Le corps médical n’éprouve pas de difficultés à s’informer/se former sur les aspects «juridico-pratiques» de l’euthanasie. Les formations ne manquent pas, qui détaillent quand et à quelles conditions y procéder – ni même qui expliquent comment opérer. La Société Balint belge aborde l’acte sous un angle moins couru: celui de la mise à l’épreuve de la relation thérapeutique.
«L’euthanasie revient régulièrement dans l’actualité. Les professionnels reçoivent des informations ‘techniques’. Nous avons choisi, pour notre journée d’étude, de nous interroger sur une autre dimension: ce que l’euthanasie change dans les rapports avec le patient», indique le Dr Michèle Parée, coordinatrice de l’événement.
Bien sûr, pour planter le décor, la Société Balint repartira de la loi de 2002 et de ce qu’elle permet. De ce qu’elle évite aussi, en imposant de poser et reposer la question de sa décision au candidat à l’euthanasie. «Car un malade voit avec les yeux d’aujourd’hui ce qu’il pourrait être demain. Parfois, les attentes changent», fait remarquer le Dr Parée. Mais la journée se concentrera «surtout sur la façon d’inscrire l’euthanasie dans la relation thérapeutique».
Bousculé dans son idéal
Le soignant peut tant avoir affaire à des gens jeunes, en bonne forme, qui anticipent leur souhait ‘si un jour…’ qu’à des personnes réellement confrontées à la survenue d’une maladie grave, situe la coordinatrice. «L’euthanasie surgit alors dans le discours de ces patients, mais aussi dans notre arsenal de soins. Nous allons examiner comment cette demande change la donne dans la relation, vu du côté des professionnels. Comment ceux-ci vivent-ils la situation? Ne sont-ils pas ‘bousculés’ dans leur idéal de soins? N’objectent-ils pas que leur rôle est de soigner et non de donner la mort? La demande d’euthanasie peut ébranler des choses fondamentales dans l’esprit des soignants. Si c’est une épreuve de dignité chez le patient, ça peut aussi être, chez eux, une mise à l’épreuve de la vocation.»
La généraliste ajoute, pour en avoir déjà discuté avec des pairs, que chez certains, l’euthanasie ne fait simplement pas partie des options envisageables. En tout cas, les témoignages convergent pour dire qu’elle ne deviendra jamais un acte anodin. Même si dans les dossiers, au rayon du projet thérapeutique, les médecins sont invités à consigner les volontés du patient, «on ne peut en cochant quelques cases évacuer tout le côté bouleversant de la demande. Les cases, les rails sur lesquels on se place, cela permet de tenir à distance ses propres émotions, et c’est humain.
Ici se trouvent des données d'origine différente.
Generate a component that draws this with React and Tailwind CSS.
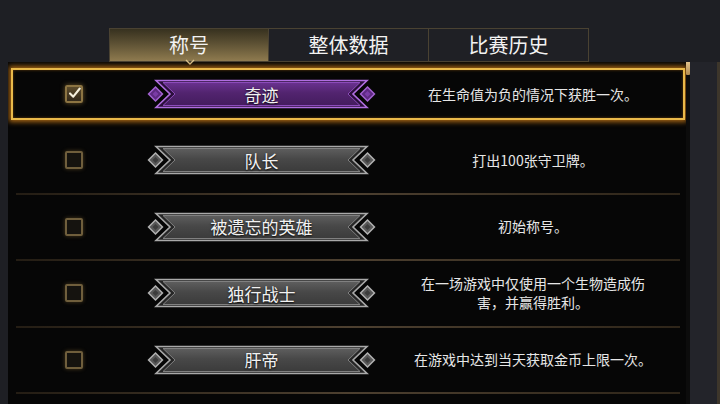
// Title list panel: tab strip on top, then a scrolling list of unlockable titles.
import React from 'react';

const TABS = ['称号', '整体数据', '比赛历史'];

const TITLES = [
  { name: '奇迹', desc: ['在生命值为负的情况下获胜一次。'], selected: true },
  { name: '队长', desc: ['打出100张守卫牌。'] },
  { name: '被遗忘的英雄', desc: ['初始称号。'] },
  { name: '独行战士', desc: ['在一场游戏中仅使用一个生物造成伤', '害，并赢得胜利。'] },
  { name: '肝帝', desc: ['在游戏中达到当天获取金币上限一次。'] },
];

const TONES = {
  grey: {
    id: 'rib-grey',
    edge: '#a9a9a9',
    back: '#262626',
    top: '#5e5e5e',
    mid: '#484848',
    bottom: '#3b3b3b',
    inner: '#808080',
    gemOut: '#b4b4b4',
    gemIn: '#585858',
    gemCore: '#3c3c3c',
  },
  purple: {
    id: 'rib-purple',
    edge: '#b06ee0',
    back: '#2a0f3a',
    top: '#6a3290',
    mid: '#52246f',
    bottom: '#441c5e',
    inner: '#8c4cba',
    gemOut: '#a564d4',
    gemIn: '#5e2a82',
    gemCore: '#7a3ca6',
  },
};

// diamond gem at either end of a ribbon
function Gem({ cx, t }) {
  const d = (r) => `${cx - r},15 ${cx},${15 - r} ${cx + r},15 ${cx},${15 + r}`;
  return (
    <g>
      <polygon points={d(8)} fill={t.gemOut} />
      <polygon points={d(6)} fill={t.gemIn} />
      <polygon points={d(3)} fill={t.gemCore} />
    </g>
  );
}

function Banner({ label, tone = 'grey' }) {
  const t = TONES[tone];
  return (
    <div className="relative w-[229px] h-[30px] flex items-center justify-center shrink-0">
      <svg className="absolute inset-0" width="229" height="30" viewBox="0 0 229 30">
        <defs>
          <linearGradient id={t.id} x1="0" y1="0" x2="0" y2="1">
            <stop offset="0" stopColor={t.top} />
            <stop offset="0.45" stopColor={t.mid} />
            <stop offset="1" stopColor={t.bottom} />
          </linearGradient>
        </defs>
        <polygon
          points="9,1.5 220,1.5 206,15 220,28.5 9,28.5 23,15"
          fill={t.back}
          stroke={t.edge}
          strokeWidth="1.6"
        />
        <polygon
          points="16,3.5 213,3.5 201,15 213,26.5 16,26.5 28,15"
          fill={`url(#${t.id})`}
          stroke={t.inner}
          strokeWidth="1"
        />
        <Gem cx={8.5} t={t} />
        <Gem cx={220.5} t={t} />
      </svg>
      <span className="relative text-[17px] leading-none text-[#f2f2f2] [text-shadow:0_1px_2px_rgba(0,0,0,0.9)]">
        {label}
      </span>
    </div>
  );
}

function CheckBox({ checked }) {
  if (checked) {
    return (
      <div className="w-[18px] h-[18px] rounded-[2px] border-2 border-[#8c7442] bg-gradient-to-b from-[#5c4b2b] to-[#33291a] shadow-[0_0_5px_rgba(190,150,70,0.55)] flex items-center justify-center shrink-0">
        <svg width="16" height="14" viewBox="0 0 16 14" className="-mt-[3px] ml-[1px]">
          <path d="M2.5 7.5 L6.5 11.5 L14.5 1.5" fill="none" stroke="#f6efdc" strokeWidth="2.6" strokeLinecap="round" strokeLinejoin="round" />
        </svg>
      </div>
    );
  }
  return (
    <div className="w-[18px] h-[18px] rounded-[2px] border-2 border-[#6f5e3c] bg-[#15130f] shadow-[0_0_4px_rgba(150,120,60,0.45)] shrink-0" />
  );
}

function Separator({ hidden }) {
  return (
    <div
      className={`ml-[8px] mr-[6px] h-[2px] shrink-0 ${
        hidden ? '' : 'bg-gradient-to-r from-[#241d14] via-[#4d4030] to-[#2e2519]'
      }`}
    />
  );
}

function Row({ item, first, afterSelected }) {
  return (
    <div className={`relative flex flex-col shrink-0 ${first ? 'h-[64px]' : 'h-[66.5px]'}`}>
      {!first && <Separator hidden={afterSelected} />}
      {item.selected && (
        <div className="absolute left-[3px] right-[1px] top-[6px] bottom-[6px] border-2 border-[#e9b94a] shadow-[0_0_5px_2px_rgba(196,120,24,0.85),inset_0_0_3px_rgba(196,120,24,0.5)]" />
      )}
      <div className="relative flex-1 flex items-center pl-[57px]">
        <CheckBox checked={item.selected} />
        <div className="ml-[64px]">
          <Banner label={item.name} tone={item.selected ? 'purple' : 'grey'} />
        </div>
        <div className="flex-1 pl-[4px] flex flex-col items-center text-[14px] leading-[19px] text-[#e6e6e6] whitespace-nowrap">
          {item.desc.map((line) => (
            <span key={line}>{line}</span>
          ))}
        </div>
      </div>
    </div>
  );
}

export default function App() {
  return (
    <div className="w-[720px] h-[404px] overflow-hidden bg-[#1e1f24] flex flex-col font-['Noto_Sans_CJK_SC','Noto_Sans',sans-serif]">
      {/* tab strip */}
      <div className="h-[62px] pt-[28px] pl-[109px] flex shrink-0">
        {TABS.map((tab, i) => (
          <div
            key={tab}
            className={`relative w-[160px] h-[34px] flex items-center justify-center text-[20px] text-[#f2f2f2] border border-[#4a4232] ${
              i > 0 ? 'border-l-0 bg-[#1f2025]' : 'bg-gradient-to-b from-[#37311f] to-[#8f7b4f]'
            }`}
          >
            {tab}
            {i === 0 && (
              <svg className="absolute left-[75px] -bottom-[4px]" width="10" height="6" viewBox="0 0 10 6">
                <path d="M1 1 L5 5 L9 1" fill="none" stroke="#d9c28e" strokeWidth="1.4" />
              </svg>
            )}
          </div>
        ))}
      </div>

      {/* list panel + scrollbar */}
      <div className="flex flex-1 min-h-0">
        <div className="w-[8px] shrink-0" />
        <div className="w-[678px] bg-[#060606] flex flex-col overflow-hidden shrink-0">
          {TITLES.map((item, i) => (
            <Row
              key={item.name}
              item={item}
              first={i === 0}
              afterSelected={i > 0 && TITLES[i - 1].selected}
            />
          ))}
          <Separator />
        </div>
        <div className="w-[4px] bg-[#0c0c0c] shrink-0">
          <div className="h-[13px] bg-gradient-to-b from-[#e2c28a] to-[#b28c52] rounded-b-[1px]" />
        </div>
        <div className="flex-1 bg-[#23242a]" />
        <div className="w-[3px] bg-[#3d362b]" />
      </div>
    </div>
  );
}
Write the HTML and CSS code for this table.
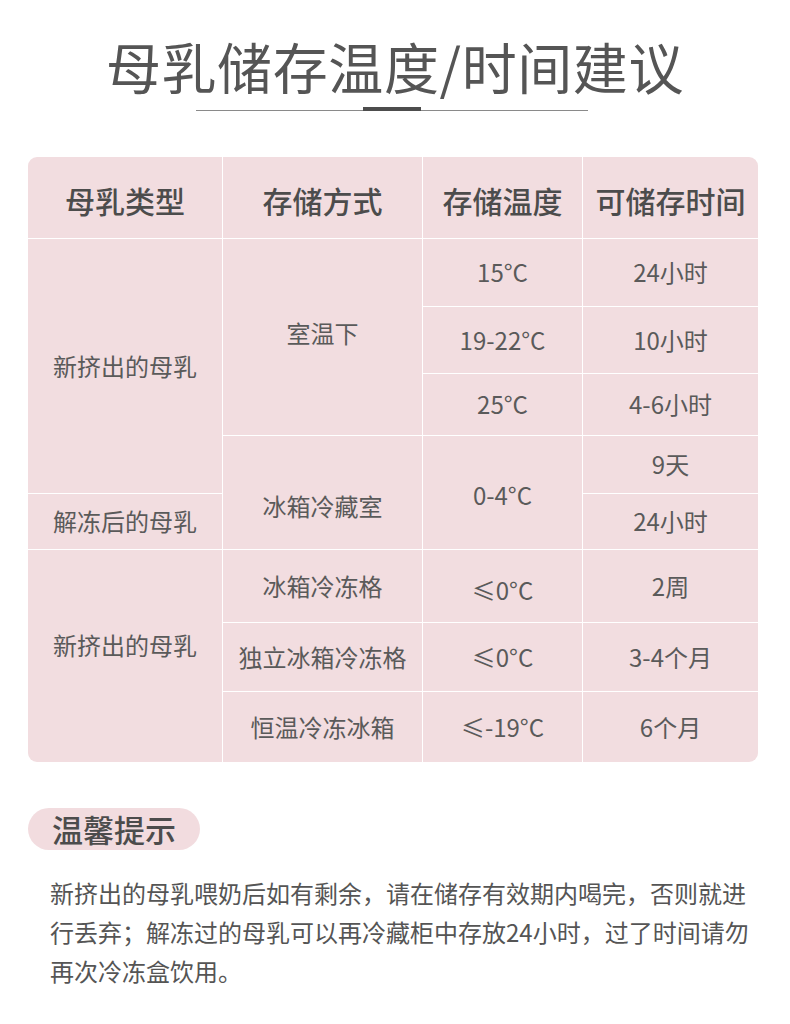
FILE: index.html
```html
<!DOCTYPE html>
<html lang="zh-CN">
<head>
<meta charset="utf-8">
<title>母乳储存温度/时间建议</title>
<link rel="stylesheet" href="styles.css">
</head>
<body>
<header class="head">
  <h1 class="title">母乳储存温度/时间建议</h1>
  <div class="rule"><span class="rule-mark"></span></div>
</header>

<section class="table">
  <div class="cell th col1 row1">母乳类型</div>
  <div class="cell th col2 row1">存储方式</div>
  <div class="cell th col3 row1">存储温度</div>
  <div class="cell th col4 row1">可储存时间</div>

  <div class="cell col1 fresh-top">新挤出的母乳</div>
  <div class="cell col1 row6">解冻后的母乳</div>
  <div class="cell col1 fresh-bottom">新挤出的母乳</div>

  <div class="cell col2 room">室温下</div>
  <div class="cell col2 fridge">冰箱冷藏室</div>
  <div class="cell col2 row7">冰箱冷冻格</div>
  <div class="cell col2 row8">独立冰箱冷冻格</div>
  <div class="cell col2 row9">恒温冷冻冰箱</div>

  <div class="cell col3 row2">15°C</div>
  <div class="cell col3 row3">19-22°C</div>
  <div class="cell col3 row4">25°C</div>
  <div class="cell col3 fridge-temp">0-4°C</div>
  <div class="cell col3 row7 low">≤0°C</div>
  <div class="cell col3 row8">≤0°C</div>
  <div class="cell col3 row9">≤-19°C</div>

  <div class="cell col4 row2">24小时</div>
  <div class="cell col4 row3">10小时</div>
  <div class="cell col4 row4">4-6小时</div>
  <div class="cell col4 row5">9天</div>
  <div class="cell col4 row6">24小时</div>
  <div class="cell col4 row7">2周</div>
  <div class="cell col4 row8">3-4个月</div>
  <div class="cell col4 row9">6个月</div>
</section>

<section class="tips">
  <h2 class="tips-badge">温馨提示</h2>
  <p class="tips-text">新挤出的母乳喂奶后如有剩余，请在储存有效期内喝完，否则就进行丢弃；解冻过的母乳可以再冷藏柜中存放24小时，过了时间请勿再次冷冻盒饮用。</p>
</section>
</body>
</html>
```

FILE: styles.css
```css
html, body {
  margin: 0;
  padding: 0;
  background: #ffffff;
}

body {
  width: 790px;
  font-family: "Noto Sans CJK SC", "Noto Sans", sans-serif;
  color: #595959;
}

.head {
  padding-top: 33px;
}

.title {
  margin: 0;
  font-size: 55px;
  line-height: 65px;
  font-weight: 400;
  color: #555555;
  text-align: center;
  letter-spacing: 0.6px;
}

.rule {
  width: 392px;
  height: 4px;
  margin: 9px 0 0 196px;
  display: flex;
  justify-content: center;
  align-items: flex-end;
  background: linear-gradient(#8a8a8a, #8a8a8a) left bottom / 100% 1px no-repeat;
}

.rule-mark {
  width: 58px;
  height: 4px;
  background: #4d4d4d;
}

.table {
  margin: 46px 0 0 28px;
  width: 730px;
  display: grid;
  grid-template-columns: 194px 199px 159px 175px;
  grid-template-rows: 81px 67px 66px 61px 57px 55px 72px 68px 70px;
  gap: 1px;
  background: #ffffff;
  border-radius: 9px;
  overflow: hidden;
}

.cell {
  background: #f2dde0;
  display: flex;
  align-items: center;
  justify-content: center;
  font-size: 24px;
  line-height: 1.2;
  color: #5a5a5a;
  white-space: nowrap;
}

.th {
  font-size: 30px;
  font-weight: 500;
  color: #4c4c4c;
  padding-top: 4px;
}

.col1 { grid-column: 1; }
.col2 { grid-column: 2; }
.col3 { grid-column: 3; }
.col4 { grid-column: 4; }

.row1 { grid-row: 1; }
.row2 { grid-row: 2; }
.row3 { grid-row: 3; }
.row4 { grid-row: 4; }
.row5 { grid-row: 5; }
.row6 { grid-row: 6; }
.row7 { grid-row: 7; }
.row8 { grid-row: 8; }
.row9 { grid-row: 9; }

.fresh-top { grid-row: 2 / 6; }
.fresh-bottom { grid-row: 7 / 10; padding-bottom: 22px; }
.room { grid-row: 2 / 5; padding-bottom: 8px; }
.fridge { grid-row: 5 / 7; padding-top: 28px; }
.fridge-temp { grid-row: 5 / 7; padding-top: 6px; }
.low { padding-top: 8px; }

.tips {
  padding: 46px 0 0 28px;
}

.tips-badge {
  display: inline-block;
  margin: 0;
  height: 42px;
  padding: 0 24px;
  border-radius: 21px;
  background: #f2dcdf;
  font-size: 31px;
  line-height: 42px;
  font-weight: 500;
  color: #4c4c4c;
}

.tips-text {
  margin: 23px 0 0 22px;
  width: 704px;
  font-size: 24px;
  line-height: 39px;
  color: #555555;
}
```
Mais tout ça n’enlève rien au fait que c’est une expérience d’un genre très ‘bousculant’.»
La journée d’étude est fixée au samedi 18 novembre et se déroulera à Namur. La Société Balint belge a convié à la tribune des orateurs comme Me Jacqueline Herremans, présidente de l’Association pour le droit de mourir dans la dignité, le Dr Damas, chef du service des soins intensifs au CHU de Liège et médecin pratiquant des euthanasies, ou encore le Dr Corine van Oost, médecin en soins palliatifs à la Clinique du Bois de la Pierre, à Wavre. «Tous commenceront leur intervention par une vignette clinique ou une histoire particulière vécue.»